In mythology we always hear about transformations; that a frog became a prince, or a beautiful princess became an ugly hag, and the like. These stories reflect the phenomenon of transformation, which happens in the lives of individuals as well as societies. When we talk about Sri Lanka, we also see many similar transformations. Some decades ago, Sri Lanka was a democracy. Now it is not a democracy. There has been a very basic transformation.
Such transformations can also be illustrated by what is happening today regarding the Chief Justice, Dr. Shirani Bandaranayke, being called before the Commission to Investigate Bribery and Corruption. The world is questioning what the government did in removing a chief justice without following the norms and standards that are expected to be followed in such a removal. She herself publically claims that she is still the legitimate chief justice. The government wants her image to be transformed in the minds of the public, locally and internationally, into that of a criminal.
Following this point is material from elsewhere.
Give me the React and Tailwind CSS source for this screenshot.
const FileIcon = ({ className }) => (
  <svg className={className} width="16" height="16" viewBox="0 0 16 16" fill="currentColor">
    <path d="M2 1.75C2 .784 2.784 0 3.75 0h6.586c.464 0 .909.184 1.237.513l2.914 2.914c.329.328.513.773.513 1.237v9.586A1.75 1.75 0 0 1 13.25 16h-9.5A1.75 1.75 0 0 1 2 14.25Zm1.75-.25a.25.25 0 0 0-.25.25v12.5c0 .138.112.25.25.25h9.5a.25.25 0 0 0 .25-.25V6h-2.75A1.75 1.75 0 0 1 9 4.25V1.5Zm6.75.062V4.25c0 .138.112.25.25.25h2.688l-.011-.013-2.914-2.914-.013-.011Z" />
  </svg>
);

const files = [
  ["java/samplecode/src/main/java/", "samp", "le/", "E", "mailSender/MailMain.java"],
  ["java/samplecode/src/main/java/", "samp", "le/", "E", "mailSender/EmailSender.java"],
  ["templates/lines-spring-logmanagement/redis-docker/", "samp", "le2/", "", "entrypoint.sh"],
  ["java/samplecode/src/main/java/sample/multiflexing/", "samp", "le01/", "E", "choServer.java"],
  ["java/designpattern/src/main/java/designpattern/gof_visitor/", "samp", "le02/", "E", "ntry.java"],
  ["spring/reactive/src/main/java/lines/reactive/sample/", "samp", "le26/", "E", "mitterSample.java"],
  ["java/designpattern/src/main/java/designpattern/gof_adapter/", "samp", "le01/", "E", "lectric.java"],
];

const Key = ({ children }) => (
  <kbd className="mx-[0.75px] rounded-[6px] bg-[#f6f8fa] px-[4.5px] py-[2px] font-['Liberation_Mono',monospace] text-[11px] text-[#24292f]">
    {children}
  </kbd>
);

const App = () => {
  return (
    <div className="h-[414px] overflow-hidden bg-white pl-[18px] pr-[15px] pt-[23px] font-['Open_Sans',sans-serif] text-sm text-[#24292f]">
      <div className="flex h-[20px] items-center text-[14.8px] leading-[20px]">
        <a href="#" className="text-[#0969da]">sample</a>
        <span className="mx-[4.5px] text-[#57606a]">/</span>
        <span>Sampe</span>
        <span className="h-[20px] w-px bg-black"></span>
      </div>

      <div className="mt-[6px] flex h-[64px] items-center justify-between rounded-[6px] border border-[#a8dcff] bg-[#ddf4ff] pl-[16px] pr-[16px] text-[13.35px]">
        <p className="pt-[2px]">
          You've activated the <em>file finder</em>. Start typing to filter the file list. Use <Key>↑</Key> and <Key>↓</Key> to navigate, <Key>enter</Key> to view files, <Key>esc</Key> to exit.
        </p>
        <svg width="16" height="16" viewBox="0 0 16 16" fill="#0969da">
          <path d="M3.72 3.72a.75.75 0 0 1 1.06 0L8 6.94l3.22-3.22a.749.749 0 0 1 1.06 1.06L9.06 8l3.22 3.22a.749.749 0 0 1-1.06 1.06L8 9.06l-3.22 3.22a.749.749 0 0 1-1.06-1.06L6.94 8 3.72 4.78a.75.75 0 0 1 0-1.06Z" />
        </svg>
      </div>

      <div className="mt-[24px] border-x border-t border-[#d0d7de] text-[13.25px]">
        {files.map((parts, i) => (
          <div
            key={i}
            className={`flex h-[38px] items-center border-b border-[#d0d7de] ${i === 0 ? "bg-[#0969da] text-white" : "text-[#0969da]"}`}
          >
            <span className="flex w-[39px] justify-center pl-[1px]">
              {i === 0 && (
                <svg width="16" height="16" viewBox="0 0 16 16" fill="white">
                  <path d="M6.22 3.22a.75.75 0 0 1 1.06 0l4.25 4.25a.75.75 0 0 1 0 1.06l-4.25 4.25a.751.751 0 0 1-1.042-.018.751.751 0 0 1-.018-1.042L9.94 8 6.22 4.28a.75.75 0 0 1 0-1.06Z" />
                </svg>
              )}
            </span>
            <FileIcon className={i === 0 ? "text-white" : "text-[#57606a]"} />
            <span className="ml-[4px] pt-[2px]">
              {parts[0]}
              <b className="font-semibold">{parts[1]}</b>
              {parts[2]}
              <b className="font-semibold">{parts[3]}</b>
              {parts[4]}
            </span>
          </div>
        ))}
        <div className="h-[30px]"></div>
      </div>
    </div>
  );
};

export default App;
Understanding this phenomenon of transformation is essential in enabling us to grasp what is happening to Sri Lanka before the United Nations Human Rights Council. Formally speaking, Sri Lanka is a member of the United Nations, a member like any other. Membership in the United Nations requires the acceptance of certain ideas and ideals regarding governance. Among such ideals are that each government treats its citizens as persons having human rights. The UN treatises enumerate these rights.
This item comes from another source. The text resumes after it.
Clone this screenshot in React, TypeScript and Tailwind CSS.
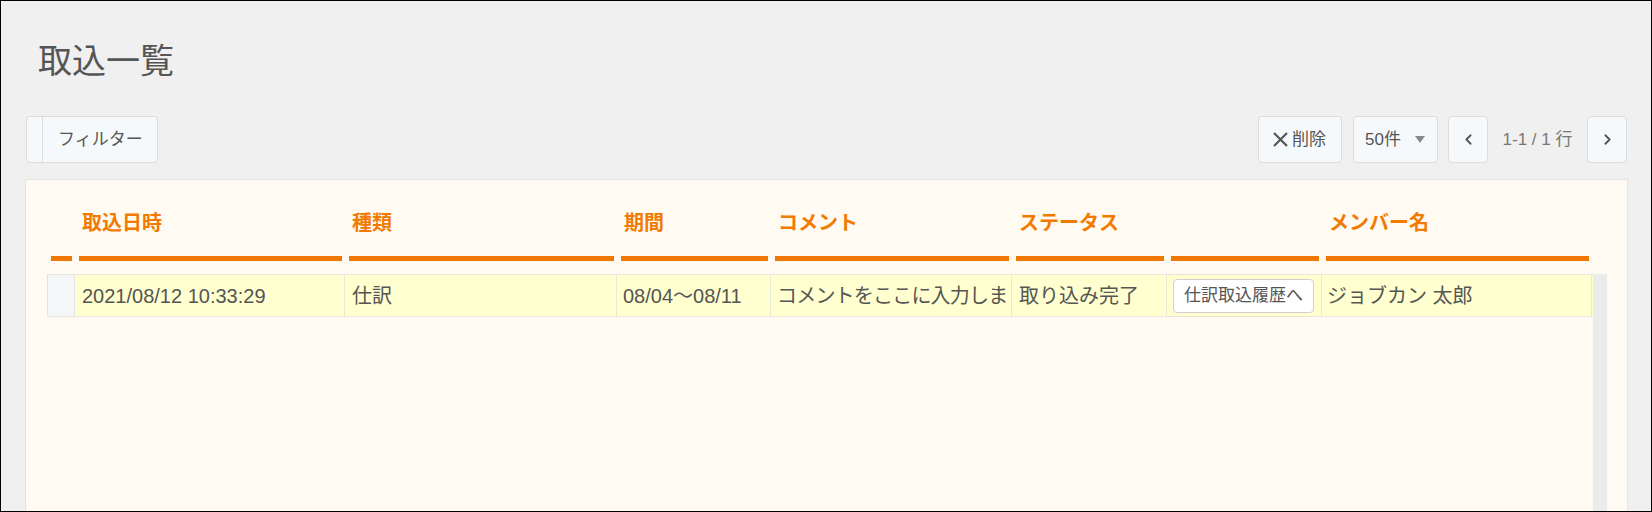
import { ChevronLeft, ChevronRight } from "lucide-react";

const COLS = "grid grid-cols-[28px_270px_272px_154px_241px_155px_155px_270px]";

const HEADERS = ["", "取込日時", "種類", "期間", "コメント", "ステータス", "", "メンバー名"];

function ToolButton({ children, className = "" }: { children: React.ReactNode; className?: string }) {
  return (
    <div
      className={`h-[47px] flex items-center rounded-[4px] border border-[#dcdcdc] bg-[#f6f9fc] text-[#555] ${className}`}
    >
      {children}
    </div>
  );
}

export default function App() {
  return (
    <div className="w-[1652px] h-[512px] overflow-hidden border border-black bg-[#f0f0f0] flex flex-col font-['Liberation_Sans','Noto_Sans_CJK_JP',sans-serif]">
      <h1 className="mt-[40px] ml-[37px] h-[40px] text-[34px] leading-[40px] text-[#555]">取込一覧</h1>

      {/* toolbar */}
      <div className="mt-[35px] ml-[25px] mr-[24px] h-[47px] flex items-center">
        <ToolButton className="w-[132px]">
          <div className="w-[16px] h-full border-r border-[#dcdcdc]" />
          <span className="pl-[15px] text-[17px] leading-none">フィルター</span>
        </ToolButton>

        <div className="ml-auto flex items-center">
          <ToolButton className="w-[84px] pl-[13px]">
            <svg width="17" height="17" viewBox="0 0 17 17" className="text-[#555]">
              <path d="M2 2 L15 15 M15 2 L2 15" stroke="currentColor" strokeWidth="2.2" fill="none" />
            </svg>
            <span className="ml-[3px] text-[17px] leading-none">削除</span>
          </ToolButton>

          <ToolButton className="ml-[11px] w-[85px] pl-[11px] pr-[12px] justify-between">
            <span className="text-[17px] leading-none">50件</span>
            <svg width="10" height="7" viewBox="0 0 10 7">
              <path d="M0 0 H10 L5 7 Z" fill="#8a8a8a" />
            </svg>
          </ToolButton>

          <ToolButton className="ml-[10px] w-[40px] justify-center">
            <ChevronLeft size={17} strokeWidth={2.6} className="text-[#555]" />
          </ToolButton>

          <span className="w-[99px] text-center text-[17px] leading-none text-[#777]">1-1 / 1 行</span>

          <ToolButton className="w-[40px] justify-center">
            <ChevronRight size={17} strokeWidth={2.6} className="text-[#555]" />
          </ToolButton>
        </div>
      </div>

      {/* panel */}
      <div className="mt-[16px] ml-[24px] mr-[23px] flex-1 border border-[#e4e4e4] bg-[#fffaf2] pl-[21px]">
        <div className={`${COLS} pt-[31px]`}>
          {HEADERS.map((h, i) => (
            <div key={i} className={i === 0 ? "pl-[4px] pr-[3px]" : "pl-[4px] pr-[3px]"}>
              <div className="h-[24px] pl-[3px] text-[20px] leading-[24px] font-bold text-[#f27a00] whitespace-nowrap">
                {h}
              </div>
              <div className="mt-[21px] h-[5px] bg-[#f07800]" />
            </div>
          ))}
        </div>

        <div className="mt-[13px] flex">
          <div className="w-[1546px]">
            <div className={`${COLS} h-[43px] border-y border-[#e6e6dc] text-[20px] text-[#555] bg-[#ffffcf]`}>
              <div className="bg-[#f5f6f8] border-x border-[#e3e3e3]" />
              <div className="flex items-center pl-[7px] border-r border-[#e8e8d6]">2021/08/12 10:33:29</div>
              <div className="flex items-center pl-[7px] border-r border-[#e8e8d6]">仕訳</div>
              <div className="flex items-center pl-[6px] border-r border-[#e8e8d6]">08/04～08/11</div>
              <div className="flex items-center pl-[6px] border-r border-[#e8e8d6] overflow-hidden whitespace-nowrap tracking-[-0.8px]">
                コメントをここに入力しま
              </div>
              <div className="flex items-center pl-[7px] border-r border-[#e8e8d6]">取り込み完了</div>
              <div className="flex items-center pl-[6px] border-r border-[#e8e8d6]">
                <div className="h-[34px] w-[141px] flex items-center justify-center rounded-[4px] border border-[#cfcfcf] bg-white text-[17px] leading-none">
                  仕訳取込履歴へ
                </div>
              </div>
              <div className="flex items-center pl-[5px] border-r border-[#e8e8d6]">ジョブカン 太郎</div>
            </div>
          </div>
          <div className="w-[14px] h-[260px] bg-[#ebebeb]" />
        </div>
      </div>
    </div>
  );
}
The organization has also, by agreement between the members, developed a system of review regarding the observance of these rights by the member states. The assumption on which any review is based is that, if there are any significant violations, other members have the right to question any member state.
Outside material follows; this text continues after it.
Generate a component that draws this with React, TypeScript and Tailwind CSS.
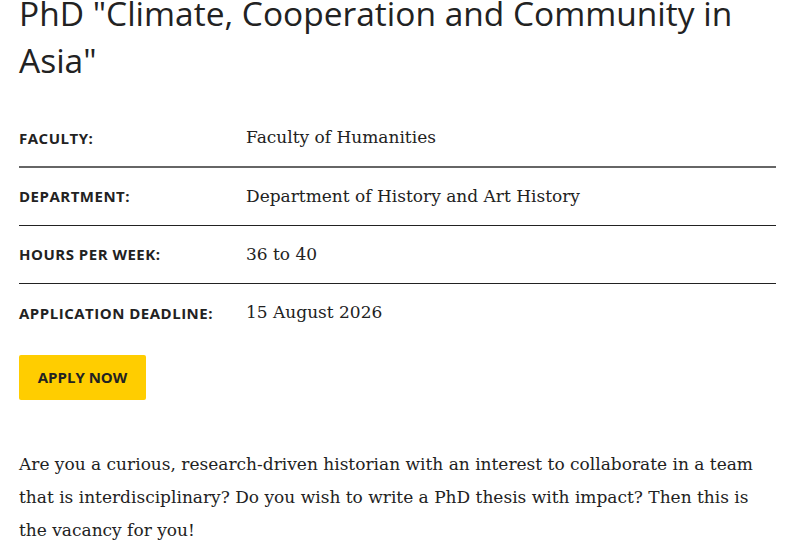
import React from 'react';

const rows: { label: string; value: string }[] = [
  { label: 'Faculty:', value: 'Faculty of Humanities' },
  { label: 'Department:', value: 'Department of History and Art History' },
  { label: 'Hours per week:', value: '36 to 40' },
  { label: 'Application deadline:', value: '15 August 2026' },
];

export default function App() {
  return (
    <div className="min-h-[552px] overflow-hidden bg-white pl-[19px] pr-[24px] text-[#222]">
      <h1 className="-mt-[10px] font-['Open_Sans',sans-serif] text-[33.5px] leading-[47px] font-normal">
        PhD "Climate, Cooperation and Community in Asia"
      </h1>

      <div className="mt-[26px]">
        {rows.map((r, i) => (
          <div
            key={r.label}
            className={`flex h-[58px] items-center ${
              i === 0 ? 'border-b-2 border-[#666]' : i < rows.length - 1 ? 'border-b border-[#222]' : ''
            }`}
          >
            <div className="w-[227px] shrink-0 font-['Open_Sans',sans-serif] text-[15px] font-bold uppercase tracking-[0.5px]">
              {r.label}
            </div>
            <div className="font-['DejaVu_Serif',serif] text-[17px]">{r.value}</div>
          </div>
        ))}
      </div>

      <button className="mt-[13px] h-[45px] w-[127px] rounded-[2px] bg-[#ffcd00] font-['Open_Sans',sans-serif] text-[15px] font-bold text-[#222]">
        APPLY NOW
      </button>

      <p className="mt-[48px] max-w-[760px] font-['DejaVu_Serif',serif] text-[17px] leading-[33px]">
        Are you a curious, research-driven historian with an interest to collaborate in a team that is interdisciplinary? Do you wish to write a PhD thesis with impact? Then this is the vacancy for you!
      </p>
    </div>
  );
}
Meanwhile, there is a fundamental transformation within the political system of Sri Lanka, wherein the government is no longer obliged to treat its citizens as persons having basic human rights. The constitutional system is so designed to make these rights a matter of irrelevance. To make a basic system for complaints available, to have complaints investigated and, where there are serious grounds to believe that violations have taken place, to prosecute the violators before the courts and punish them, are fundamental assumptions about the existence of human rights in any country. As for Sri Lanka, the system is so transformed now that there is no obligation on the part of the government to carry out such investigations or prosecutions.
It is on the basis of this transformation that the Sri Lankan government proclaims that it rejects the resolution passed by the Human Rights Council in 2012 and it will similarly reject the proposed resolution, which will be voted upon in the coming weeks. The resolution is based on the assumption that Sri Lanka, as a member state, accepts its obligations relating to the rights of its citizens. However, as far as the Sri Lankan authorities are concerned, that is no longer the case.
While all kinds of rhetoric is used to defend the government’s rejection of these resolutions, the actual reason is that the government believes that the issue of whether citizens have rights or not is its own business, and that membership of the Human Rights Council or the United Nations should not be based on the criterion of respect for the rights of citizens.
This is indeed the kind of situation that you find in mythology. What Sri Lanka is assumed to be, as a member of the United Nations, and what it is in reality is substantially different. It is not a question of the difference between an accepted ideal and its performance. That contradiction is always there, as no one will be able to conform to the ideals it proclaims in all circumstances. The situation of Sri Lanka is that it rejects the ideal itself. The Human Rights Council assumes that Sri Lanka is a prince or a princess. But Sri Lanka has politically transformed itself into a frog.